Marc Edward Heuck (born July 17, 1969) is an American actor, writer, and producer. He is best known for his role as The Movie Geek on the Comedy Central game show Beat the Geeks.

Early life
Heuck was born and raised in Cincinnati, Ohio.

Career
Heuck has worked as a film projectionist at Nuart Theatre, New Beverly Cinema, and Cinefamily.

Heuck provided audio commentary tracks and interview segments for the DVD releases of the 1981 slasher Scream, 1995 slasher satire Night of the Dribbler, Savage Streets, Cheerleaders' Wild Weekend, The Candy Snatchers, The Pyx, The Visitor, and the dark comedy Men Cry Bullets. Heuck also recorded a bonus commentary for the 1981 punk rock satire Ladies and Gentlemen, The Fabulous Stains.

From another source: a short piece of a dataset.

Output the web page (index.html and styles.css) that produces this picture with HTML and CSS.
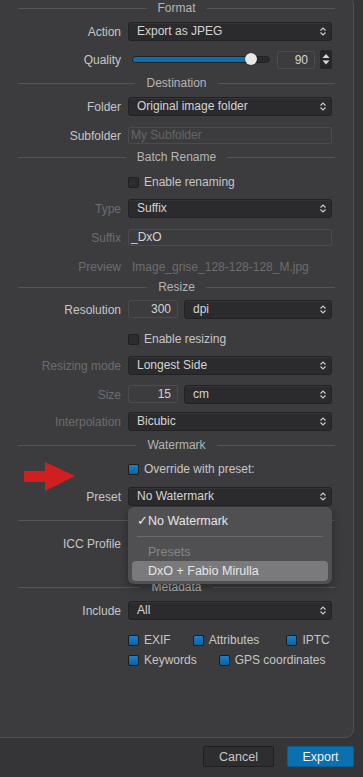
FILE: index.html
```html
<!DOCTYPE html>
<html lang="en">
<head>
    <meta charset="UTF-8">
    <meta name="viewport" content="width=device-width, initial-scale=1.0">
    <title>Export to disk</title>
    <link rel="stylesheet" href="styles.css">
</head>
<body>

<div class="panel">

    <div class="section-title"><span>Format</span></div>

    <div class="row mt6">
        <label>Action</label>
        <div class="select">Export as JPEG</div>
    </div>

    <div class="row mt9">
        <label>Quality</label>
        <div class="quality">
            <div class="slider">
                <div class="slider-fill"></div>
                <div class="slider-thumb"></div>
            </div>
            <div class="number quality-number">90</div>
            <div class="stepper">
                <svg width="12" height="19" viewBox="0 0 12 19"><path d="M6 4 L9.5 8 L2.5 8 Z" fill="#d8d8d8"/><path d="M2.5 10.5 L9.5 10.5 L6 14.5 Z" fill="#d8d8d8"/></svg>
            </div>
        </div>
    </div>

    <div class="section-title mt6"><span>Destination</span></div>

    <div class="row mt6">
        <label>Folder</label>
        <div class="select">Original image folder</div>
    </div>

    <div class="row mt10">
        <label>Subfolder</label>
        <div class="text-input placeholder">My Subfolder</div>
    </div>

    <div class="section-title mt4"><span>Batch Rename</span></div>

    <div class="row check-row mt10">
        <label></label>
        <label class="check"><input type="checkbox"> Enable renaming</label>
    </div>

    <div class="row mt10 disabled">
        <label>Type</label>
        <div class="select">Suffix</div>
    </div>

    <div class="row mt10 disabled">
        <label>Suffix</label>
        <div class="text-input">_DxO</div>
    </div>

    <div class="row plain-row mt12 disabled">
        <label>Preview</label>
        <div class="preview">Image_grise_128-128-128_M.jpg</div>
    </div>

    <div class="section-title mt4"><span>Resize</span></div>

    <div class="row mt5">
        <label>Resolution</label>
        <div class="pair">
            <div class="number">300</div>
            <div class="select">dpi</div>
        </div>
    </div>

    <div class="row check-row mt13">
        <label></label>
        <label class="check"><input type="checkbox"> Enable resizing</label>
    </div>

    <div class="row mt10 disabled">
        <label>Resizing mode</label>
        <div class="select">Longest Side</div>
    </div>

    <div class="row mt10 disabled">
        <label>Size</label>
        <div class="pair">
            <div class="number">15</div>
            <div class="select">cm</div>
        </div>
    </div>

    <div class="row mt8 disabled">
        <label>Interpolation</label>
        <div class="select">Bicubic</div>
    </div>

    <div class="section-title mt6"><span>Watermark</span></div>

    <div class="row check-row mt9">
        <label></label>
        <label class="check"><input type="checkbox" checked> Override with preset:</label>
    </div>

    <div class="row mt11">
        <label>Preset</label>
        <div class="select-wrap">
            <div class="select">No Watermark</div>
            <div class="menu">
                <div class="menu-item"><span class="tick">&#10003;</span>No Watermark</div>
                <div class="menu-sep"></div>
                <div class="menu-group">Presets</div>
                <div class="menu-item active">DxO + Fabio Mirulla</div>
            </div>
        </div>
    </div>

    <svg class="arrow" width="52" height="30" viewBox="0 0 52 30">
        <path d="M0 9 L21 9 L21 0 L51 14 L21 29 L21 20 L0 20 Z" fill="#d11f1f"/>
    </svg>

    <div class="section-title mt6"><span>ICC Profile</span></div>

    <div class="row mt6">
        <label>ICC Profile</label>
        <div class="select">sRGB</div>
    </div>

    <div class="section-title mt26"><span>Metadata</span></div>

    <div class="row mt6">
        <label>Include</label>
        <div class="select">All</div>
    </div>

    <div class="row check-row mt13">
        <label></label>
        <div class="checks">
            <label class="check"><input type="checkbox" checked> EXIF</label>
            <label class="check"><input type="checkbox" checked> Attributes</label>
            <label class="check push"><input type="checkbox" checked> IPTC</label>
        </div>
    </div>

    <div class="row check-row mt6">
        <label></label>
        <div class="checks">
            <label class="check"><input type="checkbox" checked> Keywords</label>
            <label class="check"><input type="checkbox" checked> GPS coordinates</label>
        </div>
    </div>

</div>

<footer>
    <button class="btn">Cancel</button>
    <button class="btn primary">Export</button>
</footer>

</body>
</html>
```

FILE: styles.css
```css
body {
    font-family: "Liberation Sans", Arial, sans-serif;
    font-size: 12px;
    background-color: #353537;
    color: #c6c6c6;
    margin: 0;
    padding: 0;
    overflow: hidden;
}
.panel {
    position: relative;
    box-sizing: border-box;
    width: 364px;
    height: 742px;
    margin: -4px 0 0 -10px;
    padding: 3px 0 0 9px;
    background-color: #3c3c3e;
    border: 1px solid #515153;
    border-radius: 9px;
}
.mt4 { margin-top: 4px; }
.mt5 { margin-top: 5px; }
.mt6 { margin-top: 6px; }
.mt8 { margin-top: 8px; }
.mt9 { margin-top: 9px; }
.mt10 { margin-top: 10px; }
.mt11 { margin-top: 11px; }
.mt12 { margin-top: 12px; }
.mt13 { margin-top: 13px; }
.mt26 { margin-top: 26px; }

.section-title {
    display: flex;
    align-items: center;
    gap: 11px;
    width: 317px;
    height: 16px;
    margin-left: 18px;
    color: #b4b4b4;
}
.section-title::before, .section-title::after {
    content: "";
    flex: 1;
    height: 1px;
    background-color: #555557;
}
.row {
    display: grid;
    grid-template-columns: 121px 204px;
    column-gap: 7px;
    align-items: center;
    height: 19px;
}
.row > label {
    text-align: right;
    white-space: nowrap;
}
.check-row {
    height: 14px;
}
.plain-row {
    height: 16px;
}
.disabled > label {
    color: #6c6c6e;
}
.select {
    box-sizing: border-box;
    height: 19px;
    line-height: 17px;
    padding: 0 8px;
    background-color: #2b2b2d;
    border: 1px solid #222224;
    border-radius: 3px;
    box-shadow: inset 0 1px 0 #353537;
    color: #d4d4d4;
    background-image: url("data:image/svg+xml,%3Csvg xmlns='http://www.w3.org/2000/svg' width='6' height='9'%3E%3Cpath d='M0.5 3.5 L3 1 L5.5 3.5 M0.5 5.5 L3 8 L5.5 5.5' fill='none' stroke='%23c8c8c8' stroke-width='1.2'/%3E%3C/svg%3E");
    background-repeat: no-repeat;
    background-position: right 5px center;
}
.text-input {
    box-sizing: border-box;
    height: 17px;
    line-height: 15px;
    padding: 0 2px;
    border: 1px solid #4b4b4d;
    border-radius: 2px;
    color: #d4d4d4;
}
.text-input.placeholder {
    color: #646466;
}
.preview {
    padding-left: 4px;
    color: #6c6c6e;
}
.number {
    box-sizing: border-box;
    height: 18px;
    line-height: 16px;
    padding: 0 6px;
    text-align: right;
    border: 1px solid #4b4b4d;
    border-radius: 2px;
    color: #d4d4d4;
}
.pair {
    display: grid;
    grid-template-columns: 50px 148px;
    column-gap: 6px;
}
.quality {
    display: flex;
    align-items: center;
    height: 18px;
}
.slider {
    position: relative;
    box-sizing: border-box;
    width: 138px;
    height: 7px;
    margin-left: 4px;
    background-color: #2a2a2c;
    border: 1px solid #222;
    border-radius: 4px;
}
.slider-fill {
    width: 118px;
    height: 100%;
    background-color: #0d6eae;
    border-radius: 3px;
}
.slider-thumb {
    position: absolute;
    top: -4px;
    left: 112px;
    width: 12px;
    height: 12px;
    background-color: #e8e8e8;
    border-radius: 50%;
    box-shadow: 0 0 1px #000;
}
.quality-number {
    width: 38px;
    margin-left: 7px;
}
.stepper {
    box-sizing: border-box;
    width: 12px;
    height: 19px;
    margin-left: 5px;
    background-color: #262628;
    border-radius: 2px;
}
.stepper svg {
    display: block;
}
.check {
    display: flex;
    align-items: center;
    gap: 5px;
    white-space: nowrap;
    color: #c6c6c6;
}
.check input {
    appearance: none;
    -webkit-appearance: none;
    box-sizing: border-box;
    width: 11px;
    height: 11px;
    margin: 0;
    background-color: #2c2c2e;
    border: 1px solid #1f1f21;
    border-radius: 2px;
}
.check input:checked {
    background: linear-gradient(#1a82c9, #0b62a2);
    border-color: #1c1c1e;
}
.checks {
    display: flex;
    gap: 22px;
}
.checks .push {
    margin-left: 5px;
}
.select-wrap {
    position: relative;
}
.menu {
    position: absolute;
    z-index: 2;
    top: 20px;
    left: 0;
    box-sizing: border-box;
    width: 204px;
    padding: 4px 4px 3px;
    background-color: #505052;
    border-radius: 6px;
    box-shadow: 0 3px 8px rgba(0, 0, 0, 0.35);
    color: #e6e6e6;
    font-size: 12.5px;
}
.menu-item {
    height: 20px;
    line-height: 20px;
    padding-left: 16px;
    border-radius: 4px;
}
.menu-item .tick {
    display: inline-block;
    width: 11px;
    margin-left: -11px;
}
.menu-item.active {
    background-color: #7a7a7c;
}
.menu-sep {
    height: 1px;
    margin: 5px 5px 6px;
    background-color: #69696b;
}
.menu-group {
    height: 18px;
    line-height: 18px;
    padding-left: 16px;
    color: #858587;
}
.arrow {
    position: absolute;
    left: 33px;
    top: 465px;
}
footer {
    display: flex;
    justify-content: flex-end;
    gap: 13px;
    padding: 8px 9px 0 0;
}
.btn {
    box-sizing: border-box;
    height: 21px;
    padding: 0;
    font-family: inherit;
    font-size: 12.5px;
    border-radius: 2px;
}
.btn {
    width: 71px;
    background-color: #2e2e30;
    border: 1px solid #1f1f21;
    color: #c6c6c6;
}
.btn.primary {
    width: 67px;
    background-color: #0a70b0;
    border-color: #0a5d92;
    color: #f2f2f2;
}
```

Heuck wrote the foreword for Marc Salzman's DVD Confidential, a non-fiction book designed to help DVD viewers locate easter eggs in movies. He has been a writer for New Beverly Cinema and Night Flight and wrote trivia bumpers for El Rey Netowork's "Grindhouse Friday" movie broadcasts.

He appeared as a contestant on Win Ben Stein's Money before being cast as The Movie Geek on Beat the Geeks.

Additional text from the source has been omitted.